Laplace Sample Information: Data Informativeness Through a Bayesian Lens
Johannes Kaiser, Kristian Schwethelm, Daniel Rueckert, Georgios Kaissis
TL;DR
The paper addresses the challenge of quantifying per-sample informativeness in deep learning. It introduces Laplace Sample Information (LSI), which uses a Laplace-approximated posterior to compute a KL divergence between the full-data and leave-one-out parameter distributions, yielding a per-sample informativeness score. Empirically, LSI orders samples by typicality, detects mislabeled data, reveals class- and dataset-level informativeness patterns, and transfers well from probe models to larger architectures, all while remaining computationally efficient.
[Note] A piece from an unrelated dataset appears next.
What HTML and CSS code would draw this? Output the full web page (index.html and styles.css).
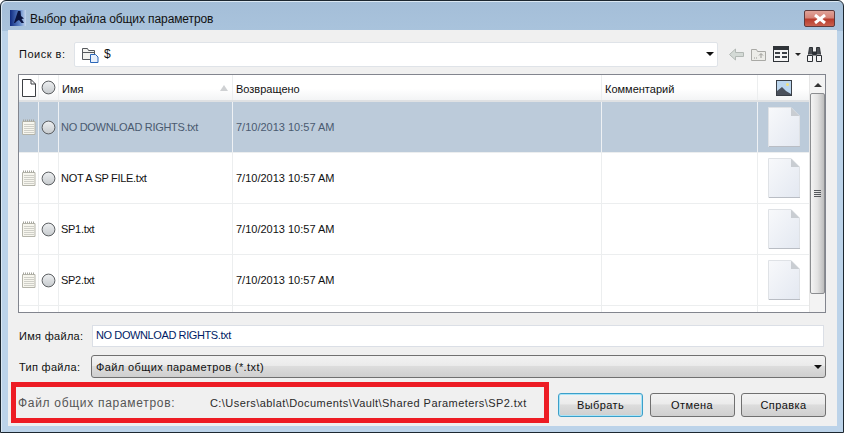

This approach offers a principled, scalable tool for data-centric ML tasks, enabling more efficient training, dataset auditing, and deeper insights into learning dynamics across modalities and settings.
Abstract
Accurately estimating the informativeness of individual samples in a dataset is an important objective in deep learning, as it can guide sample selection, which can improve model efficiency and accuracy by removing redundant or potentially harmful samples. We propose Laplace Sample Information (LSI) measure of sample informativeness grounded in information theory widely applicable across model architectures and learning settings. LSI leverages a Bayesian approximation to the weight posterior and the KL divergence to measure the change in the parameter distribution induced by a sample of interest from the dataset. We experimentally show that LSI is effective in ordering the data with respect to typicality, detecting mislabeled samples, measuring class-wise informativeness, and assessing dataset difficulty. We demonstrate these capabilities of LSI on image and text data in supervised and unsupervised settings. Moreover, we show that LSI can be computed efficiently through probes and transfers well to the training of large models.